The Denali Problem

With the exception of this ridge, Denali is not a mountain that presents special mountaineering difficulties of a technical kind. Its difficulties lie in its remoteness, its size, the great distances of snow and ice its climbing must include the passage of, the burdens that must be carried over those distances. We estimated that it was twenty miles of actual linear distance from the pass by which we reached the Muldrow Glacier to the summit. In the height of summer its snow-line will not be higher than seven thousand feet, while at the best season for climbing it, the spring, the snow-line is much lower. Its climbing is, like nearly all Alaskan problems, essentially one of transportation. But the Northeast Ridge, in its present condition, adds all the spice of sensation and danger that any man could desire.


CHAPTER IV

THE GRAND BASIN

The reader will perhaps be able to sympathize with the feeling of elation and confidence which came to us when we had surmounted the difficulties of the ridge and had arrived at the entrance to the Grand Basin. We realized that the greater and more arduous part of our task was done and that the way now lay open before us. For so long a time this point had been the actual goal of our efforts, for so long a time we had gazed upward at it with hope deferred, that its final attainment was accompanied with no small sense of triumph and gratification and with a great accession of faith that we should reach the top of the mountain.

Heat and Cold

The ice of the glacier that fills the basin was hundreds of feet beneath us at the pass, but it rises so rapidly that by a short traverse under the cliffs of the ridge we were able to reach its surface and select a camping site thereon at about sixteen thousand feet. It was bitterly cold, with a keen wind that descended in gusts from the heights, and the slow movement of step-cutting gave the man in the rear no opportunity of warming up. Toes and fingers grew numb despite multiple socks within mammoth moccasins and thick gloves within fur mittens.

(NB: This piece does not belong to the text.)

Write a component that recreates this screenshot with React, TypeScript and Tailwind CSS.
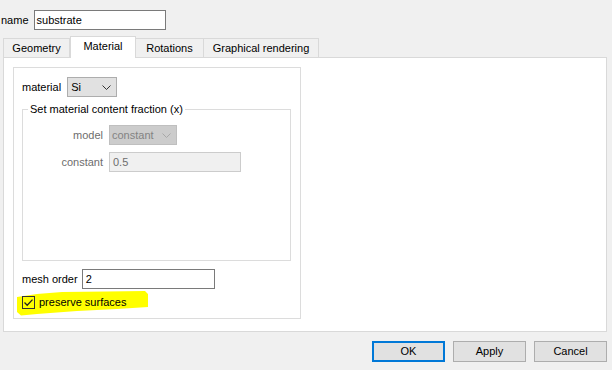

From this time, during our stay in the Grand Basin and until we had left it and descended again, the weather progressively cleared and brightened until all clouds were dispersed. From time to time there were fresh descents of vapor, and even short snow-storms, but there was no general enveloping of the mountain again. Cold it was, at times even in the sunshine, with “a nipping and an eager air,” but when the wind ceased it would grow intensely hot. On the 4th June, at 3 P. M., the thermometer in the full sunshine rose to 50° F.—the highest temperature recorded on the whole excursion—and the fatigue of packing in that thin atmosphere with the sun’s rays reflected from ice and snow everywhere was most exhausting. We were burned as brown as Indians; lips and noses split and peeled in spite of continual applications of lanoline, but, thanks to those most beneficent amber snow-glasses, no one of the party had the slightest trouble with his eyes. At night it was always cold, 10° below zero being the highest minimum during our stay in the Grand Basin, and 21° below zero the lowest. But we always slept warm; with sheep-skins and caribou-skins under us, and down quilts and camel’s-hair blankets and a wolf-robe for bedding, the four of us lay in that six-by-seven tent, in one bed, snug and comfortable. It was disgraceful overcrowding, but it was warm. The fierce little primus stove, pumped up to its limit and perfectly consuming its kerosene fuel, shot out its corona of beautiful blue flame and warmed the tight, tiny tent. The primus stove, burning seven hours on a quart of coal-oil, is a little giant for heat generation. If we had had two, so that one could have served for cooking and one for heating, we should not have suffered from the cold at all, but as it was, whenever the stew-pot went on the stove, or a pot full of ice to melt, the heat was immediately absorbed by the vessel and not distributed through the tent. But another primus stove would have been another five or six pounds to pack, and we were “heavy” all the time as it was.